-- start SOURCE MATERIAL --

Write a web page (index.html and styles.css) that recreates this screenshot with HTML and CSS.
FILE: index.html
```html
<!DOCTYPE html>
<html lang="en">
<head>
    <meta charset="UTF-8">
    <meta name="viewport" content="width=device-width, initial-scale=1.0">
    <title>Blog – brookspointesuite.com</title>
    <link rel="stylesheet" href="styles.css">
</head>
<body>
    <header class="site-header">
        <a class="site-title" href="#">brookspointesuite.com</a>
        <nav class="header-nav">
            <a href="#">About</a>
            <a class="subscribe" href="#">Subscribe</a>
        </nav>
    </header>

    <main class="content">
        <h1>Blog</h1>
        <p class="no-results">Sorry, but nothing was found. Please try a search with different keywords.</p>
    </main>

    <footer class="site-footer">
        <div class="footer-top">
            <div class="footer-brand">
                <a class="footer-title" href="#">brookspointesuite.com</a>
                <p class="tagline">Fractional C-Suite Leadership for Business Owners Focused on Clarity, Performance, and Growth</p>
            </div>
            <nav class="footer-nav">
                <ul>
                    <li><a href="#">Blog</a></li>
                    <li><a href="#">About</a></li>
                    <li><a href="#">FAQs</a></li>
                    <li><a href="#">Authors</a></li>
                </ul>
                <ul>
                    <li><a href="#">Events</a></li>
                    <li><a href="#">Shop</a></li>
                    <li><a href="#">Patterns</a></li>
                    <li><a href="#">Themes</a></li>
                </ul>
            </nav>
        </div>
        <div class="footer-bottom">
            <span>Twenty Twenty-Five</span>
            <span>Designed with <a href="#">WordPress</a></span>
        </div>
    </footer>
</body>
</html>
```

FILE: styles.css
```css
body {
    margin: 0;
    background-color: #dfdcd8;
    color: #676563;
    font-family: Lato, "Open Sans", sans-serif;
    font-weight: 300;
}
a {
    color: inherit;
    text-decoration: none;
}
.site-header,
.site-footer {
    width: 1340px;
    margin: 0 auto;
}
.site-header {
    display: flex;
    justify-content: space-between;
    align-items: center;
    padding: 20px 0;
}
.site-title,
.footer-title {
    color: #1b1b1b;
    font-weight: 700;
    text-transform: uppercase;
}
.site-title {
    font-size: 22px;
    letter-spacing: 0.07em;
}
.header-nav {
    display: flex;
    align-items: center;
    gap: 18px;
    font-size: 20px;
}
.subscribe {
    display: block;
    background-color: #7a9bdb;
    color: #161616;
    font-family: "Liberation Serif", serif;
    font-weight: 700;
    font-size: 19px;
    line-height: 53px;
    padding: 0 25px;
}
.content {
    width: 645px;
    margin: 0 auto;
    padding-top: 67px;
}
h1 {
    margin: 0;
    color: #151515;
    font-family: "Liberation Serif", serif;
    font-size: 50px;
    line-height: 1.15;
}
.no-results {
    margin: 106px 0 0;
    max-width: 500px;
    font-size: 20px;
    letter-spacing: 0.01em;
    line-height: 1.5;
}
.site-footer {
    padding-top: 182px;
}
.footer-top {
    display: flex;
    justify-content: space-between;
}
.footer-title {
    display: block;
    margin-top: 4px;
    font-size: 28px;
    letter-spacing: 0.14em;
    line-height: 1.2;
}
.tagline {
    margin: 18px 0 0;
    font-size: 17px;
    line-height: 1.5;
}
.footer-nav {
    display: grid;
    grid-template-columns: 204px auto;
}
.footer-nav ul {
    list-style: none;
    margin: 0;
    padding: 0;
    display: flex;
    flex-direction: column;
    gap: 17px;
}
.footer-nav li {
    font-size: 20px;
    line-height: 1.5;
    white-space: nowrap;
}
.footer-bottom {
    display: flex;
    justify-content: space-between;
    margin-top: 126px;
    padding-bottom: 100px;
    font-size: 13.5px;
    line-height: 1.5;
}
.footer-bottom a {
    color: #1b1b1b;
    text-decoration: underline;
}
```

-- end SOURCE MATERIAL --

THE PROBLEM: Check each line in the listing above for the string "index", then report how many lines contain it, with no other text.

SOLVED EXERCISE: 2